- _EXERCISE INSTRUCTIONS_: Every line below that holds the string "this" should be copied out.
[BEGIN]
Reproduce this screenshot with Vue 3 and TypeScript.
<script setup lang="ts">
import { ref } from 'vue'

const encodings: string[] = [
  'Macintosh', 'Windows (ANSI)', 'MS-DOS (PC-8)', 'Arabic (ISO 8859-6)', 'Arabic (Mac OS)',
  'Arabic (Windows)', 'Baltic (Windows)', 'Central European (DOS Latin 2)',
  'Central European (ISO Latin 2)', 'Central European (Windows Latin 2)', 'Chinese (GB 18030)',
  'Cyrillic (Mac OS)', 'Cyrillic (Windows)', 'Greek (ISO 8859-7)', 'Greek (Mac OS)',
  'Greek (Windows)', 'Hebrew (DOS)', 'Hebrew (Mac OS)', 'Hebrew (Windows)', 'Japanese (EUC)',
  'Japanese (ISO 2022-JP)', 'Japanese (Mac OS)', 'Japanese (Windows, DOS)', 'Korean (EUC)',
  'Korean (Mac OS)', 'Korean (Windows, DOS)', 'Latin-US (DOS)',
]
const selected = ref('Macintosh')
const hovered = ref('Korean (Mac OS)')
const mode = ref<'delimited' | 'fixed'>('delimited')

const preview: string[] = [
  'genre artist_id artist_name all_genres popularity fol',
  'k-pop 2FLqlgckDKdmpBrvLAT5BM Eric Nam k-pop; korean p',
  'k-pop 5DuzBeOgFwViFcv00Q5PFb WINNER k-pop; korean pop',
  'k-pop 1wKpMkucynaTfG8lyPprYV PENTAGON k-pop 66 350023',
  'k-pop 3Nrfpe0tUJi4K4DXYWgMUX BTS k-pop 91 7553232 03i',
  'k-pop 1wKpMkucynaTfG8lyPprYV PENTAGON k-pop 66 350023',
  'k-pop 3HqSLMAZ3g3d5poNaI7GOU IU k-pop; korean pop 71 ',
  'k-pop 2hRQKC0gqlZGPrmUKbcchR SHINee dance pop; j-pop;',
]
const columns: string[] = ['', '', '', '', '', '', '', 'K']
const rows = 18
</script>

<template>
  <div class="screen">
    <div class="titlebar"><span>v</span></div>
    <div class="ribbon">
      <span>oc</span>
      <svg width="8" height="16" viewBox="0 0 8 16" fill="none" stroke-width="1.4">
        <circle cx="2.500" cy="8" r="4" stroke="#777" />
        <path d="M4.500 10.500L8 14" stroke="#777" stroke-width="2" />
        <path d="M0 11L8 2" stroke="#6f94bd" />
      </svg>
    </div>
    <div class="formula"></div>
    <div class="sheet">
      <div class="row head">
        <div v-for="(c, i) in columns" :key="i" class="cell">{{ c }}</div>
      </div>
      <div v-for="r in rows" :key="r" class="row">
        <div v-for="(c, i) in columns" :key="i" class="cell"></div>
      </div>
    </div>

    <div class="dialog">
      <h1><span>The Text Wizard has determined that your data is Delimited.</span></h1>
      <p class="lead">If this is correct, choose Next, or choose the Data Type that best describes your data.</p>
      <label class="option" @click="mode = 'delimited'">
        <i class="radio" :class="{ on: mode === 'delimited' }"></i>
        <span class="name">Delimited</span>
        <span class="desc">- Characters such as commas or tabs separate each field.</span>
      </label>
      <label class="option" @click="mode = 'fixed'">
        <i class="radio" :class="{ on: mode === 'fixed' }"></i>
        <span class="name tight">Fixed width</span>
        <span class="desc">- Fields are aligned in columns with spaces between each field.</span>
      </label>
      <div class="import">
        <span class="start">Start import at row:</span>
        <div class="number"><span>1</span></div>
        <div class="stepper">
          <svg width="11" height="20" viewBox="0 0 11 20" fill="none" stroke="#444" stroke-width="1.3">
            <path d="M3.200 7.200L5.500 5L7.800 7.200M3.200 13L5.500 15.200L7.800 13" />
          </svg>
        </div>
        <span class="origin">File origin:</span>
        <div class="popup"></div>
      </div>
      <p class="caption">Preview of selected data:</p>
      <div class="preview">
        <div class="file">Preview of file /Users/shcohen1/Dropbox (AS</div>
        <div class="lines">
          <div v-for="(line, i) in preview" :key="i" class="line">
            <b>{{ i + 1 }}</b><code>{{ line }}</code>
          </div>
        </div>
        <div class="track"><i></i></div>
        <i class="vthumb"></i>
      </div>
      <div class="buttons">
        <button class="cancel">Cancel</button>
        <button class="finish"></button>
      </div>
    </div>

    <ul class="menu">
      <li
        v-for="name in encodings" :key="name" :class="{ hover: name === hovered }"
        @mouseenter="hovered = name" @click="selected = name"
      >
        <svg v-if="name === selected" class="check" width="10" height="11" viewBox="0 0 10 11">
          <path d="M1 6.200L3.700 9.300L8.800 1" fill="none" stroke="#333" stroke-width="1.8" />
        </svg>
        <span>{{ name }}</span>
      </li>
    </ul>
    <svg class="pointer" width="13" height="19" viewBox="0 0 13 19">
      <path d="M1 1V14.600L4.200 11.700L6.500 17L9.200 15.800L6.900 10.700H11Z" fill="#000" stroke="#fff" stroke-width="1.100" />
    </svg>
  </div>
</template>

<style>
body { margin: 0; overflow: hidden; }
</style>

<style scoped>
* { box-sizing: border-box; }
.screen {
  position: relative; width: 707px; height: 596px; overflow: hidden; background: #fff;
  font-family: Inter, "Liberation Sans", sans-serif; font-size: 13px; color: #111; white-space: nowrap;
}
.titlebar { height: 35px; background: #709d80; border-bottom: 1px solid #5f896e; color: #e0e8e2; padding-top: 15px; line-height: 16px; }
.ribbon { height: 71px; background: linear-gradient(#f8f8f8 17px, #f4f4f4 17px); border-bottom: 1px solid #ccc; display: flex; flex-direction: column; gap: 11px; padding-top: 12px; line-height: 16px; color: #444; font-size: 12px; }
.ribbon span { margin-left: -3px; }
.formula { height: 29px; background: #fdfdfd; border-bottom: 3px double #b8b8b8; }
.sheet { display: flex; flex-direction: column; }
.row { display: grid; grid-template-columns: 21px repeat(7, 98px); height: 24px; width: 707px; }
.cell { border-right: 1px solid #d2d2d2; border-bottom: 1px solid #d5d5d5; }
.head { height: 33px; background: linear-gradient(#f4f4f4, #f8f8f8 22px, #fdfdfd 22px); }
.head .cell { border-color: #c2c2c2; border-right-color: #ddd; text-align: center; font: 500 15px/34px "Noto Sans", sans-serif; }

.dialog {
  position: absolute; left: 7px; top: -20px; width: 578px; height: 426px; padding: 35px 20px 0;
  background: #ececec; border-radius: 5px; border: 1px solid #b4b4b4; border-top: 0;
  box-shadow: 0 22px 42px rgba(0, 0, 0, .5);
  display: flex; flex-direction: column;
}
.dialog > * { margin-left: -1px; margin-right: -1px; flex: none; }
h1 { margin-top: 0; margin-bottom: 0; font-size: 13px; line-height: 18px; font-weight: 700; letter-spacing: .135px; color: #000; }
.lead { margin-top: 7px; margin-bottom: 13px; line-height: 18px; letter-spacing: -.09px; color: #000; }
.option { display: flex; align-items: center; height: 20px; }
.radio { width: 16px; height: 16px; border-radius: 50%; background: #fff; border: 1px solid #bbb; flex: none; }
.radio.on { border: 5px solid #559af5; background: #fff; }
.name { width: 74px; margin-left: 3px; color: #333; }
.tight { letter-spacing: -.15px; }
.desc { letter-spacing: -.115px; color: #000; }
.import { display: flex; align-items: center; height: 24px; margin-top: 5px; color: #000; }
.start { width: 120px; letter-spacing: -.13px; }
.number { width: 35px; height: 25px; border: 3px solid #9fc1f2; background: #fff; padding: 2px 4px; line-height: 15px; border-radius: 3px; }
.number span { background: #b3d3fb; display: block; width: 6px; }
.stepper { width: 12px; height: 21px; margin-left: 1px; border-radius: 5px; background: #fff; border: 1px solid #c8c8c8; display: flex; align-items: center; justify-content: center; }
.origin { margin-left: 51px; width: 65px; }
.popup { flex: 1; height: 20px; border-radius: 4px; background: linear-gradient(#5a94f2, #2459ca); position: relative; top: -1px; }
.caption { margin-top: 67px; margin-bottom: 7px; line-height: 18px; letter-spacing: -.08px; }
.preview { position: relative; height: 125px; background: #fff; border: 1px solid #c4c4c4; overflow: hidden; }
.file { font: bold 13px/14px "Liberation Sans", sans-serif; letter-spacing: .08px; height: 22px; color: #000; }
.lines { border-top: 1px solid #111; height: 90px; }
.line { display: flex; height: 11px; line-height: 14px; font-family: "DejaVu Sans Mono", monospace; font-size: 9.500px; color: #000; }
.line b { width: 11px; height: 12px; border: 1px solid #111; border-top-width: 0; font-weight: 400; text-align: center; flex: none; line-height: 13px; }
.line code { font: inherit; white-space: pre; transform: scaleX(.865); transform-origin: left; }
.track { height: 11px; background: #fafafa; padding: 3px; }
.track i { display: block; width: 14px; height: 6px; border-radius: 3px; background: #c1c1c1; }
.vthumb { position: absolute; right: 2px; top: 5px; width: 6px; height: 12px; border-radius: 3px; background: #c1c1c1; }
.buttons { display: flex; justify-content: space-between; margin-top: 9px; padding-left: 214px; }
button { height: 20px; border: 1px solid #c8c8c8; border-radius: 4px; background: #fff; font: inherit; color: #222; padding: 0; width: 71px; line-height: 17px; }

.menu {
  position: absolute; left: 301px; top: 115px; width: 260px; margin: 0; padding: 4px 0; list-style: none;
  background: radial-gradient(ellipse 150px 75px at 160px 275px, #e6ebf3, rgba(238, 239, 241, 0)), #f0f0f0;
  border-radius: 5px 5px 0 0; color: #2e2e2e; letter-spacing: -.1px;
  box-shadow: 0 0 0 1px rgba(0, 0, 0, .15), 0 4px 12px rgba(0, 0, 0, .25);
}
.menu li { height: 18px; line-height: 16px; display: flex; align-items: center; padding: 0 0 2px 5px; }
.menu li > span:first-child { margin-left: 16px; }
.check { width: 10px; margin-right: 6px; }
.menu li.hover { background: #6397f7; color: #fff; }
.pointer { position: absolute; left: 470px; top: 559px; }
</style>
[END]
- _CORRECT ANSWER_:
Reproduce this screenshot with Vue 3 and TypeScript.
      <p class="lead">If this is correct, choose Next, or choose the Data Type that best describes your data.</p>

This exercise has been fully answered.